Not even for the price of their service; for what they ARE supposed to be doing. Even less for their activism, which they are NOT supposed to be doing. 

Judicial restraint is a thing in law. It is time for academic restraint to become a thing too, and not only in law.

Universities have become one of the most able competitors in the public arena for both public and private resources. They have grown at a pace that any private entity would envy, and have no one to account to for the outcome of our investment in them. They retain just enough of the intellectual cachet that led us to entrust our professional training to them, mainly because they tend to attract smart people, and we are both oblivious and powerless to object as they turn from instilling standards of practice to cultivating future contributing alumni that they can milk for further institutional growth and status. As public, as professions, as students, as alumni, as politicians, or even as faculty, we have no way of curbing their hunger as institutions. 

The Deans of law are not to blame for the overall trend in universities, and it would be unnatural in the canon of human behaviour to suggest that they should identify their own jurisdictions as part of the problem. And in fairness, it is not the Deans but the profession that makes universities its only intake portal. 
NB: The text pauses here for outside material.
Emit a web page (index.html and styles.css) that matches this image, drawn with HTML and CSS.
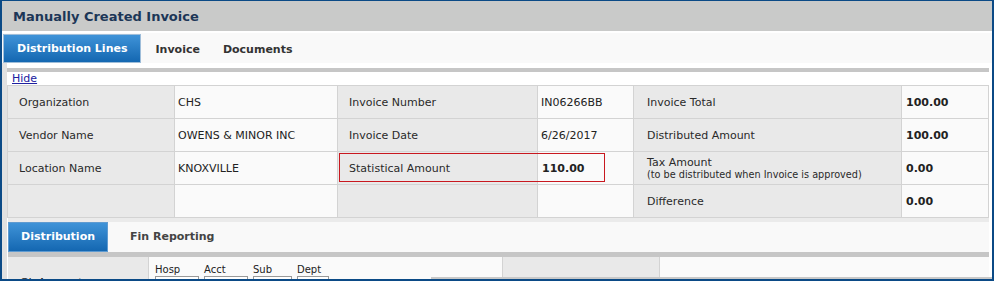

And it is having just one intake portal that is the root of the problem that law students, young lawyers, and remote communities face. 

It may not be practical to go back to the days when individual practitioners took on apprentices, but one notes, peripherally, how dramatically law firms are growing. It is not beyond the scope of probability that these firms, now numbering sometimes in the thousands of lawyers, could muster a law teaching program in-house. 

There may as well be some point to all that law firm growth and amalgamation, because in the practice of law itself I don't think there is any.